Let us now look at a honeypot that you will (or already have been) be inevitably exposed to when traversing the crypto jungle. This typical honeypot scheme will come as a message on Telegram, other social media or even Twitter. Someone will pretend not to know how their Crypto can be withdrawn (or they have some stumbling block) and then proceed direct message their PRIVATE KEYS (or the recovery words) and public keys to their target. When the target actually checks the block chain, he can see that there are in-fact a large number of coins on the public address, and since he has the private keys, he should be able to transfer them out, right?
So now the greedy target sees all the coins in that wallet to which he has the private keys and wants to take them out an transfer it into her own wallet. However, the target coin is on a chain (like BNB or Ethereum) where you need to have some tiny amount of coins in the associated wallet to cover gas fees. Since you are in Publish0x, it will probably be easier to understand, like you having an Optimism and an Optimistic Ethereum wallet. Your Ethereum wallet and optimistic Ethereum wallet are the same and you need to have some balance in one to cover the fees to transfer out from the other. It's only a tiny amount, compared to the value of the transaction, that you need to have in the other wallet.
So now what does our greedy target do? And this is where the scheme relies on the human nature, and greed, in particular. The target transfers a small amount of coin (needed to effect transactions) into the account he has been given, and then tries to steal (yes, the target thinks he's hit it off big) some of the coins. But the transfer won't go through. He checks why not. There is not enough coins to cover the fees. But he just transferred some. So he checks. Then he sees that what he transferred has been immediately transferred out. He could be dumb and transfer some more or realise that, like the Nigerian 419 scams, this was the intended outcome all the time. Promise of huge riches to siphon off insignificant amounts in the reverse direction. Does the target try to beat the transfer out? He will soon find he cannot, because it is not a person sitting on the other end transferring crypto out, but a script that kicks in milliseconds after it sees new money come in. Had he been prudent, the target would have checked the address and seen these small transfers out beforehand. He's been had.
This is one typical way these (lets call them 419) honeypot schemes work. Basically the idea is the same. The promise of something big, but it is thwarted by scripts, hidden code or just plain outright deception. Usually a honeypot scam is basically anything that is a deceptive or malicious smart contract specifically designed to lure unsuspecting target into parting with their funds, whether through their own greed or, other means:
- Fake Token Contracts: A contract that allows users to buy a token but restricts (through a number of different mechanisms) selling it back or transferring it. (don't confuse this with some legitimate exchanges who block transfers until they get their act sorted. in those you can still sell them)
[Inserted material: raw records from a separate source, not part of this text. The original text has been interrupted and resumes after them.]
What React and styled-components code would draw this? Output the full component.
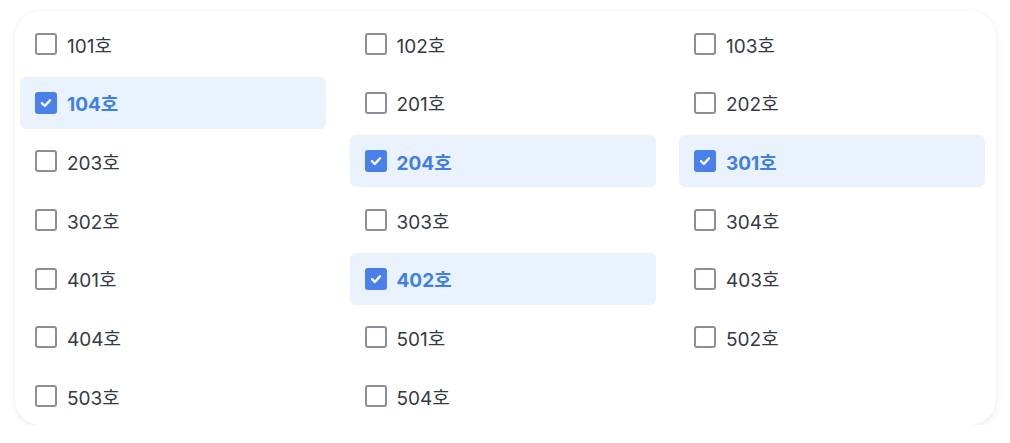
import React, { useState } from "react";
import styled, { createGlobalStyle } from "styled-components";

const rooms = [
    "101", "102", "103",
    "104", "201", "202",
    "203", "204", "301",
    "302", "303", "304",
    "401", "402", "403",
    "404", "501", "502",
    "503", "504",
];

const App = () => {
    const [picked, setPicked] = useState(["104", "204", "301", "402"]);

    const toggle = (room) => {
        setPicked((prev) =>
            prev.includes(room) ? prev.filter((r) => r !== room) : [...prev, room]
        );
    };

    return (
        <>
            <GlobalStyle />
            <Page>
                <Card>
                    <Grid>
                        {rooms.map((room) => {
                            const on = picked.includes(room);
                            return (
                                <Row key={room} $on={on} onClick={() => toggle(room)}>
                                    <Box $on={on}>
                                        {on && (
                                            <svg width="14" height="14" viewBox="0 0 14 14">
                                                <path
                                                    d="M3 7.2 L5.9 10 L11 4.3"
                                                    fill="none"
                                                    stroke="#fff"
                                                    strokeWidth="2.4"
                                                    strokeLinecap="round"
                                                    strokeLinejoin="round"
                                                />
                                            </svg>
                                        )}
                                    </Box>
                                    <Label $on={on}>{room}호</Label>
                                </Row>
                            );
                        })}
                    </Grid>
                </Card>
            </Page>
        </>
    );
};

//--------------------------------- STYLES ---------------------------------
const GlobalStyle = createGlobalStyle`
    body {
        margin: 0;
        background: #ffffff;
        font-family: "Inter", "Noto Sans CJK KR", sans-serif;
    }
`;

const Page = styled.div`
    padding: 11px 14px 0 15px;
`;

const Card = styled.div`
    width: 981px;
    height: 414px;
    box-sizing: border-box;
    background: #fff;
    border-radius: 26px;
    box-shadow: 0 2px 9px rgba(0, 0, 0, 0.07), 0 0 2px rgba(0, 0, 0, 0.04);
    padding: 7px 11px 0 5px;
    overflow: hidden;
`;

const Grid = styled.div`
    display: grid;
    grid-template-columns: repeat(3, 306px);
    column-gap: 23.5px;
    grid-auto-rows: 52px;
    row-gap: 6.7px;
`;

const Row = styled.div`
    display: flex;
    align-items: center;
    gap: 10px;
    padding-left: 15px;
    border-radius: 6px;
    background: ${(p) => (p.$on ? "#eaf2fe" : "transparent")};
    cursor: pointer;
`;

const Box = styled.span`
    width: 22px;
    height: 22px;
    box-sizing: border-box;
    border-radius: 3px;
    border: ${(p) => (p.$on ? "none" : "2.2px solid #8a8f99")};
    background: ${(p) => (p.$on ? "#4a80e9" : "#fff")};
    display: flex;
    align-items: center;
    justify-content: center;
    flex-shrink: 0;
`;

const Label = styled.span`
    font-size: 19px;
    letter-spacing: 0;
    font-weight: ${(p) => (p.$on ? 650 : 400)};
    color: ${(p) => (p.$on ? "#3f7fe6" : "#343a44")};
`;

export default App;
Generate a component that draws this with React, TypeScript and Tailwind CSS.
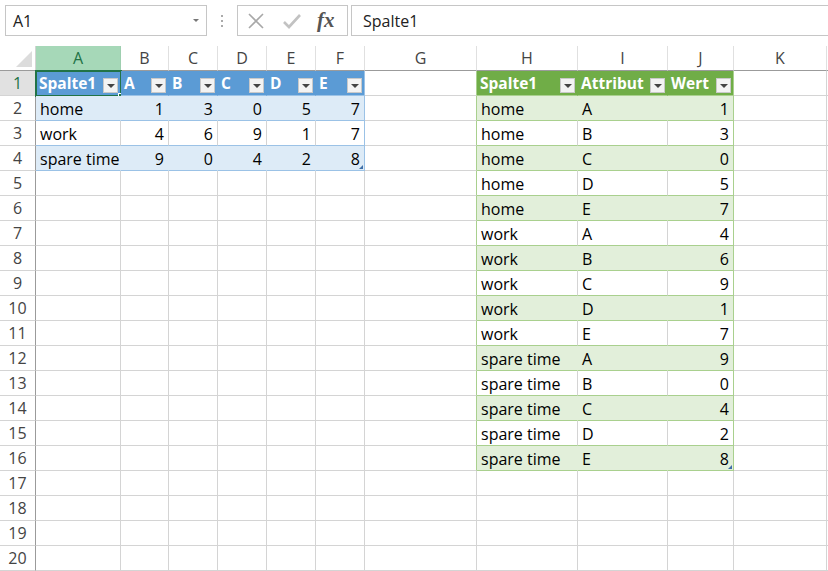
import React from "react";

const COLS = ["A", "B", "C", "D", "E", "F", "G", "H", "I", "J", "K"];

const WIDTHS: Record<string, string> = {
  A: "w-[85px]",
  B: "w-[48px]",
  C: "w-[49px]",
  D: "w-[49px]",
  E: "w-[49px]",
  F: "w-[49px]",
  G: "w-[112px]",
  H: "w-[101px]",
  I: "w-[90px]",
  J: "w-[66px]",
  K: "w-[93px]",
};

const LEFT = [
  ["Spalte1", "A", "B", "C", "D", "E"],
  ["home", "1", "3", "0", "5", "7"],
  ["work", "4", "6", "9", "1", "7"],
  ["spare time", "9", "0", "4", "2", "8"],
];

// unpivoted version of LEFT
const RIGHT: string[][] = [["Spalte1", "Attribut", "Wert"]];
LEFT.slice(1).forEach((row) => {
  LEFT[0].slice(1).forEach((attr, i) => RIGHT.push([row[0], attr, row[i + 1]]));
});

type Style = {
  head: string;
  band: string;
  line: string;
  lineB: string;
  headR: string;
  bandR: string;
};

const BLUE: Style = {
  head: "bg-[#5b9bd5]",
  band: "bg-[#ddebf7]",
  line: "border-r-[#9bc2e6]",
  lineB: "border-b-[#9bc2e6]",
  headR: "border-r-[#5b9bd5]",
  bandR: "border-r-[#ddebf7]",
};

const GREEN: Style = {
  head: "bg-[#70ad47]",
  band: "bg-[#e2efda]",
  line: "border-r-[#a9d08e]",
  lineB: "border-b-[#a9d08e]",
  headR: "border-r-[#70ad47]",
  bandR: "border-r-[#e2efda]",
};

function tableAt(r: number, c: number) {
  if (r >= 1 && r <= 4 && c <= 5)
    return { s: BLUE, text: LEFT[r - 1][c], last: c === 5, num: r > 1 && c > 0 };
  if (r >= 1 && r <= 16 && c >= 7 && c <= 9)
    return { s: GREEN, text: RIGHT[r - 1][c - 7], last: c === 9, num: r > 1 && c === 9 };
  return null;
}

function FilterButton() {
  return (
    <span className="mt-[2px] flex h-[15px] w-[15px] shrink-0 items-center justify-center border border-[#c9c9c9] bg-[#f3f3f3]">
      <span className="mt-[1px] h-0 w-0 border-x-[4px] border-t-[4px] border-x-transparent border-t-[#444]" />
    </span>
  );
}

function Cell({ r, c }: { r: number; c: number }) {
  const col = COLS[c];
  const t = tableAt(r, c);
  const header = r === 1;
  const band = r % 2 === 0;

  let bg = "bg-white";
  let br = "border-r-[#d4d4d4]";
  let bb = "border-b-[#d4d4d4]";
  if (t) {
    bg = header ? t.s.head : band ? t.s.band : "bg-white";
    br = t.last ? t.s.line : header ? t.s.headR : band ? t.s.bandR : "border-r-[#d4d4d4]";
    bb = t.s.lineB;
  } else if (c === 6 && r <= 16) {
    br = GREEN.line;
  }

  const selected = r === 1 && c === 0;
  const lastOfTable = t && t.last && ((t.s === BLUE && r === 4) || (t.s === GREEN && r === 16));

  return (
    <div
      className={`relative flex h-[25px] shrink-0 items-center border-r border-b ${WIDTHS[col]} ${bg} ${br} ${bb}`}
    >
      {t && header && (
        <div className="flex w-full items-center justify-between gap-[2px] pl-[3px] pr-[2px] pt-[2px] text-[15.5px] font-bold text-white">
          <span className="whitespace-nowrap leading-none">{t.text}</span>
          <FilterButton />
        </div>
      )}
      {t && !header && (
        <div
          className={`w-full whitespace-nowrap px-[4px] pt-[2px] leading-none text-black ${
            t.num ? "text-right" : "text-left"
          }`}
        >
          {t.text}
        </div>
      )}
      {selected && (
        <div className="pointer-events-none absolute -left-[1px] -top-[1px] h-[27px] w-[87px] border-2 border-[#217346]">
          <div className="absolute -bottom-[4px] -right-[4px] h-[6px] w-[6px] border border-white bg-[#217346]" />
        </div>
      )}
      {lastOfTable && (
        <div className="absolute bottom-[1px] right-[1px] h-0 w-0 border-l-[4px] border-b-[4px] border-l-transparent border-b-[#3f6fa8]" />
      )}
    </div>
  );
}

function FormulaBar() {
  return (
    <div className="flex h-[46px] items-start pt-[5px] text-[16px] text-[#222]">
      <div className="ml-[5px] flex h-[31px] w-[202px] items-center justify-between border border-[#c6c6c6] pl-[7px] pr-[7px]">
        <span>A1</span>
        <span className="h-0 w-0 border-x-[3px] border-t-[3px] border-x-transparent border-t-[#777]" />
      </div>
      <div className="flex h-[31px] w-[30px] flex-col items-center justify-center gap-[3px]">
        <span className="h-[2px] w-[2px] bg-[#aaa]" />
        <span className="h-[2px] w-[2px] bg-[#aaa]" />
        <span className="h-[2px] w-[2px] bg-[#aaa]" />
      </div>
      <div className="flex h-[31px] w-[111px] items-center border border-[#c6c6c6]">
        <svg width="16" height="16" viewBox="0 0 16 16" className="ml-[10px]">
          <path d="M1 1 L15 15 M15 1 L1 15" stroke="#a8a8a8" strokeWidth="1.6" fill="none" />
        </svg>
        <svg width="18" height="16" viewBox="0 0 18 16" className="ml-[19px]">
          <path d="M1 9 L6 14 L17 2" stroke="#c2c2c2" strokeWidth="2.6" fill="none" />
        </svg>
        <span className="ml-[16px] font-['Liberation_Serif',serif] text-[21px] font-bold italic leading-none text-[#555]">
          fx
        </span>
      </div>
      <div className="ml-[3px] flex h-[31px] flex-1 items-center border border-r-0 border-[#c6c6c6] pl-[11px]">
        Spalte1
      </div>
    </div>
  );
}

export default function App() {
  const rows = Array.from({ length: 20 }, (_, i) => i + 1);

  return (
    <div className="h-[571px] w-[828px] overflow-hidden bg-white font-['Open_Sans',sans-serif] text-[16px]">
      <FormulaBar />

      {/* column headers */}
      <div className="flex">
        <div className="relative h-[25px] w-[36px] shrink-0 border-r border-b border-r-[#d4d4d4] border-b-[#9b9b9b]">
          <svg width="16" height="16" viewBox="0 0 16 16" className="absolute bottom-[3px] right-[3px]">
            <path d="M16 0 L16 16 L0 16 Z" fill="#dcdcdc" />
          </svg>
        </div>
        {COLS.map((col) => (
          <div
            key={col}
            className={`flex h-[25px] shrink-0 items-center justify-center border-r border-b ${WIDTHS[col]} ${
              col === "A"
                ? "border-r-[#9fcfb0] border-b-[#217346] bg-[#a6d8b8] text-[#217346]"
                : "border-r-[#e0e0e0] border-b-[#9b9b9b] text-[#444]"
            }`}
          >
            {col}
          </div>
        ))}
        <div className="h-[25px] flex-1 border-b border-b-[#9b9b9b]" />
      </div>

      {rows.map((r) => (
        <div key={r} className="flex">
          <div
            className={`flex h-[25px] w-[36px] shrink-0 items-center justify-center border-r border-b border-b-[#d4d4d4] ${
              r === 1
                ? "border-r-[#217346] bg-[#e1e1e1] text-[#217346]"
                : "border-r-[#9b9b9b] text-[#444]"
            }`}
          >
            {r}
          </div>
          {COLS.map((_, c) => (
            <Cell key={c} r={r} c={c} />
          ))}
          <div className="h-[25px] flex-1 border-b border-b-[#d4d4d4]" />
        </div>
      ))}
    </div>
  );
}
- Staking Schemes: Promises of high returns for staking a token, but the staked amount cannot be withdrawn or is drained by the contract creator.
- Liquidity Pools: Setting up liquidity pools that appear profitable but have secret code that prevents liquidity providers (read us) from withdrawing their funds.
How do I avoid these scams?
The first and most important step, which you have now taken, is to be aware that there are such scams afoot. This is half the battle won. Look at any proposal or scheme or even very legit looking website with suspicion. If it's too good to be true, treat it as a probable scam rather than an opportunity. Scammers are wise now, and they won't make it too good to be true, so even a scheme that provides legitimate looking rewards can be a honeypot. Almost certainly, anyone approaching you directly on social media to get "help" withdrawing "their" funds is a scammer. I have one reaching out to me on Telegram even as I type this.
If you were technically savvy, you would thoroughly analyse the smart contract code before interacting with it using the likes of Etherscan to inspect the code for any potential traps. However if you can do that, you would have smelled the scam from a mile away. With any proposal use community resources, forums, and review sites to check the reputation of the project and its developers before throwing money at it. Remember new coins and sophisticate scams will spend money setting up a social profile, so make sure you are listening to sources you can trust, not a moonstruck buddy with dilated pupils. You could stick to well-known and established platforms for trading and other activities. This is akin to sticking to well known brands when buying shoes. You know you'll be getting a good product, but you will be paying a decent amount for it. Look for projects that have undergone independent security audits by security firms you recognise and check on the security firms site if that is true.
This brings me to the final paragraph of this article. Remember that all financial institutions, be it your bank, your pension fund, or investment program, while they have been set up with a service in mind, have transformed into entities that try to whack as big a portion of your money as possible. Some of them do it legitimately, via fees or percentages they are upfront and transparent about. However these scammers, while they want your money, operate in illegal ways and need your cooperation to succeed. They operate by promising you big outcomes, while they never have an intention of keeping that promise. In both cases you lose money.
Be aware. Be safe. Be suspicious.
Disclaimer: This article (by me, Rumjus) is for informational purposes only. It is based on my personal (and anecdotal) experience. None of the content is financial advice. Readers are strongly advised to conduct their research, exercise judgment, and be aware of the inherent risks with crypto currency (and any other) investments. I am not liable for any financial losses you incur. Cryptocurrency markets are highly volatile and the possibility of investments tanking is higher than traditional investment instruments. The cryptocurrency space is also riddled with scams and actors with nefarious intent, so the possibility of losing your money is very real.I am not liable for any loss you may suffer.